Samorządowy alfabet
Przedłużona o kilka miesięcy kadencja Rady Miasta Katowice już za niecały rok dobiegnie końca. Wielu zawiedzionych lokalną polityką mieszkańców miasta odetchnie z ulgą. Już za kilka dni rozpoczniemy na naszym portalu prezentację katowickich radnych i ich dokonań. Prześwietlimy aktywność samorządowców w 2022 i 2023 roku. Zajrzymy na Portal Samorządowy, na którym wyborcy wystawiają swoje opinie. Ocenimy każdą i każdego w skali od 0 do 10 – w kolejności alfabetycznej.

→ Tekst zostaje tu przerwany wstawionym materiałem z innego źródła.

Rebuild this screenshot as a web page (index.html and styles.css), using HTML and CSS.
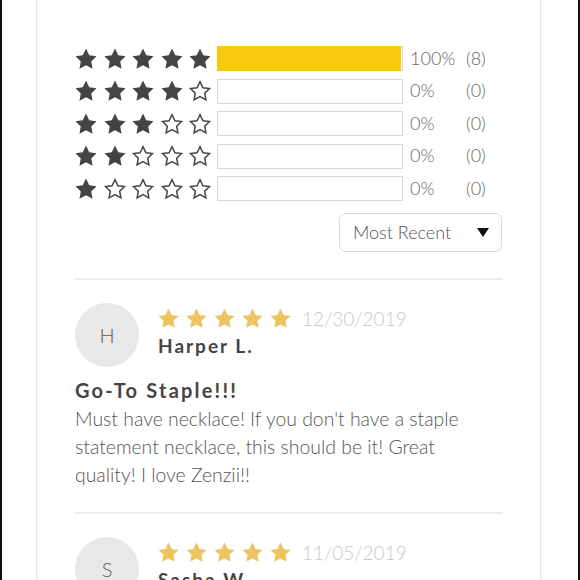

Samorządność w katowickim wydaniu to od lat karykatura idei i wartości, do których odwołują się od pokoleń wspólnoty w wielu zachodnich miastach i gminach. Obdarzeni ograniczonym i spadającym z roku na rok zaufaniem wyborców radne i radni zajmują się w naszym mieście najczęściej sobą i bezrefleksyjną adoracją prezydenta miasta i jego rozrastającej się armii urzędników. Dobro wspólne i troska o potrzeby mieszkańców nie należą do ich priorytetów (no, może z kilkoma chwalebnymi wyjątkami, o których napiszemy już wkrótce).

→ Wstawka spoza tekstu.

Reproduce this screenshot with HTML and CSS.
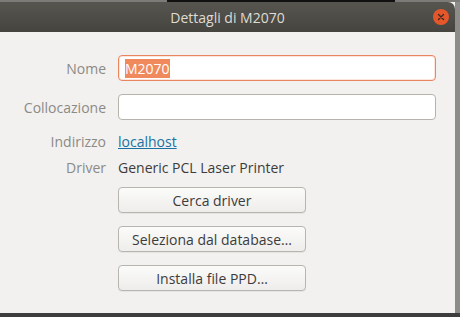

Najwymowniejszym tej konstatacji potwierdzeniem jest sposób, w jaki samorządowcy rozpatrują skargi, wnioski i petycje składane przez mieszkańców. Nigdy dość przypominania, kto zasiada w tej kadencji w komisji skarg, wniosków i petycji Rady Miasta: Patrycja Grolik, Krzysztof Kraus, Jarosław Makowski, Dariusz Łyczko, Wiesław Mrowiec, Adam Skowron, Damian Stępień (przewodniczący komisji), Adam Szymczyk i Bartosz Wydra (wiceprzewodniczący komisji). Nad zdecydowaną większością wystąpień katowiczanek i katowiczan przechodzą do porządku, dbając przede wszystkim o dobre samopoczucie prezydenta, jego urzędników i dyrektorów miejskich instytucji, wobec których mieszkańcy zgłaszają swoje często uzasadnione pretensje, zastrzeżenia i uwagi.
Poczytajcie uważnie protokoły z posiedzeń tej komisji i zapamiętajcie nazwiska radnych, którzy w niej zasiadają. Jeśli zechcą ubiegać się o mandat radnego w przyszłorocznych wyborach, to pokażcie im czerwoną kartkę.